If you look back over the last few years, the most successful Championship teams have had two strikers – Watford had Deeney and Ighalo, Burnley had Gray and Vokes etc.

If we can bring in two wingers with the quality of Jota or Canos or Pritchard then by all means, 4-2-3-1 would suit us well, but at the moment we haven’t got anyone that is capable of playing on the wing to the standard we need.

In my opinion, we need to switch to a 5-3-2 formation – Wales proved at the Euro’s that you don’t need wingers to be successful, Bale played at number 10 and very rarely moved out to the wing. We could learn a lot from how they lined up. Three strong central defenders, two wing-backs, a defensive midfielder, a playmaker, a number ten and two strikers.

The width is given from Colin (who is brilliant going forward) and Elder, who by all accounts is a very promising player. You’ve got three strong central defenders whoever you choose from our four, Woods is your defensive midfielder, Macleod is your playmaker, Sawyers is your number tenand you’ve got Hogan and Vibe upfront. Call me crazy but I think that team could win the league, especially when you add Nico or Judgey to the over all equation.

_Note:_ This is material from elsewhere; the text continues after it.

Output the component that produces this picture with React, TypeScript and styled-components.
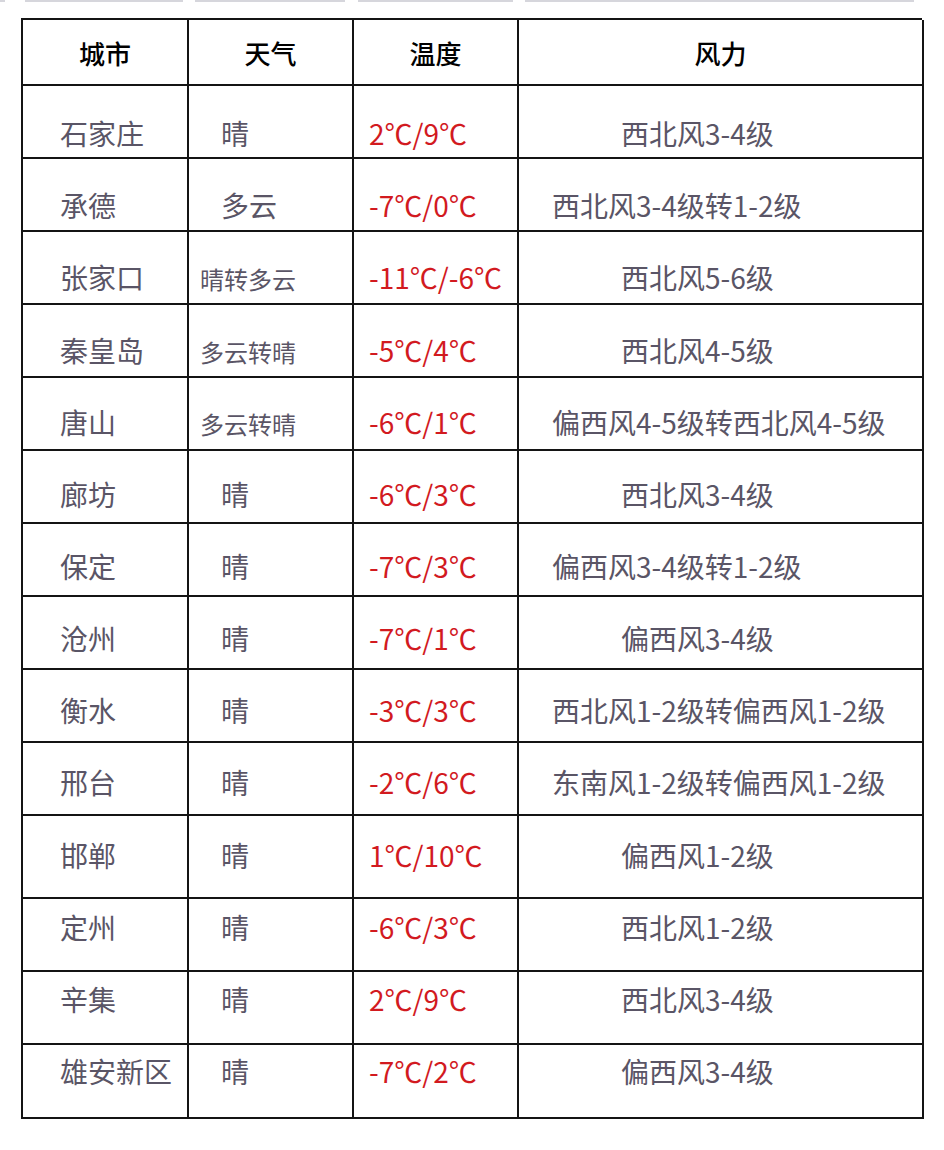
import React from "react";
import styled, { createGlobalStyle } from "styled-components";

const GlobalStyle = createGlobalStyle`
  html, body {
    margin: 0;
    padding: 0;
    background: #ffffff;
  }
  body {
    font-family: "Noto Sans CJK SC", "Noto Sans", sans-serif;
  }
`;

const Page = styled.div`
  width: 944px;
  min-height: 1150px;
  background: #ffffff;
  display: flex;
  flex-direction: column;
`;

const TopStrip = styled.div`
  display: flex;
  height: 2px;
`;

const StripSegment = styled.div<{ $w: number; $gap: number }>`
  width: ${(p) => p.$w}px;
  margin-left: ${(p) => p.$gap}px;
  height: 2px;
  background: #d6d6dc;
`;

const Table = styled.div`
  margin: 16px 0 0 21px;
  display: grid;
  grid-template-columns: 166px 165px 165px 405px;
  width: 901px;
  border-top: 2px solid #141414;
  border-left: 2px solid #141414;
  box-sizing: border-box;
`;

const HeadCell = styled.div`
  height: 66px;
  box-sizing: border-box;
  border-right: 2px solid #141414;
  border-bottom: 2px solid #141414;
  display: flex;
  align-items: center;
  justify-content: center;
  font-size: 26px;
  font-weight: 500;
  color: #000000;
  line-height: 1;
  padding-top: 2px;
`;

const Cell = styled.div<{ $h: number; $pb: number; $indent: number; $size?: number; $red?: boolean }>`
  height: ${(p) => p.$h}px;
  box-sizing: border-box;
  border-right: 2px solid #141414;
  border-bottom: 2px solid #141414;
  display: flex;
  align-items: flex-end;
  padding-left: ${(p) => p.$indent}px;
  padding-bottom: ${(p) => p.$pb}px;
  font-size: ${(p) => p.$size ?? 28}px;
  line-height: 1;
  color: ${(p) => (p.$red ? "#d21a1f" : "#5a5566")};
  white-space: nowrap;
`;

type Row = {
  city: string;
  weather: string;
  temp: string;
  wind: string;
};

const rows: Row[] = [
  { city: "石家庄", weather: "晴", temp: "2℃/9℃", wind: "西北风3-4级" },
  { city: "承德", weather: "多云", temp: "-7℃/0℃", wind: "西北风3-4级转1-2级" },
  { city: "张家口", weather: "晴转多云", temp: "-11℃/-6℃", wind: "西北风5-6级" },
  { city: "秦皇岛", weather: "多云转晴", temp: "-5℃/4℃", wind: "西北风4-5级" },
  { city: "唐山", weather: "多云转晴", temp: "-6℃/1℃", wind: "偏西风4-5级转西北风4-5级" },
  { city: "廊坊", weather: "晴", temp: "-6℃/3℃", wind: "西北风3-4级" },
  { city: "保定", weather: "晴", temp: "-7℃/3℃", wind: "偏西风3-4级转1-2级" },
  { city: "沧州", weather: "晴", temp: "-7℃/1℃", wind: "偏西风3-4级" },
  { city: "衡水", weather: "晴", temp: "-3℃/3℃", wind: "西北风1-2级转偏西风1-2级" },
  { city: "邢台", weather: "晴", temp: "-2℃/6℃", wind: "东南风1-2级转偏西风1-2级" },
  { city: "邯郸", weather: "晴", temp: "1℃/10℃", wind: "偏西风1-2级" },
  { city: "定州", weather: "晴", temp: "-6℃/3℃", wind: "西北风1-2级" },
  { city: "辛集", weather: "晴", temp: "2℃/9℃", wind: "西北风3-4级" },
  { city: "雄安新区", weather: "晴", temp: "-7℃/2℃", wind: "偏西风3-4级" },
];

const rowHeights = [73, 73, 73, 73, 73, 73, 73, 73, 73, 73, 83, 73, 73, 74];
const rowPad = [10, 11, 12, 12, 13, 14, 15, 16, 17, 18, 28, 29, 30, 32];

const strip = [
  { w: 5, gap: 0 },
  { w: 158, gap: 20 },
  { w: 150, gap: 12 },
  { w: 155, gap: 13 },
  { w: 389, gap: 12 },
];

export default function App() {
  return (
    <>
      <GlobalStyle />
      <Page>
        <TopStrip>
          {strip.map((s, i) => (
            <StripSegment key={i} $w={s.w} $gap={s.gap} />
          ))}
        </TopStrip>
        <Table>
          <HeadCell>城市</HeadCell>
          <HeadCell>天气</HeadCell>
          <HeadCell>温度</HeadCell>
          <HeadCell>风力</HeadCell>
          {rows.map((r, i) => {
            const h = rowHeights[i];
            const pb = rowPad[i];
            const compound = r.weather.length > 2;
            const longWind = r.wind.includes("转");
            return (
              <React.Fragment key={r.city}>
                <Cell $h={h} $pb={pb} $indent={37}>{r.city}</Cell>
                <Cell $h={h} $pb={pb} $indent={compound ? 11 : 32} $size={compound ? 24 : 28}>
                  {r.weather}
                </Cell>
                <Cell $h={h} $pb={pb} $indent={15} $red>
                  {r.temp}
                </Cell>
                <Cell $h={h} $pb={pb} $indent={longWind ? 33 : 102}>{r.wind}</Cell>
              </React.Fragment>
            );
          })}
        </Table>
      </Page>
    </>
  );
}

I’ve mentioned this on Twitter before, and while many agree with me, some have said that it’s not Dean Smith’s preferred style of play, but if I haven’t got the tools to do it that way at this precise moment, then you have to find another way.

Overall I’m more than happy with how things are being run, we’re in a much more stable position than we were this time last year and we’ll improve on last year’s finish.

I never even thought Brentford and the Premiership would even be mentioned in the same sentence when I first started supporting the club, I don’t pretend to be a genius on the subject, and maybe I’ve set my expectations too high, but if a simpleton like myself is asking these questions, why isn’t someone at the club asking the same thing?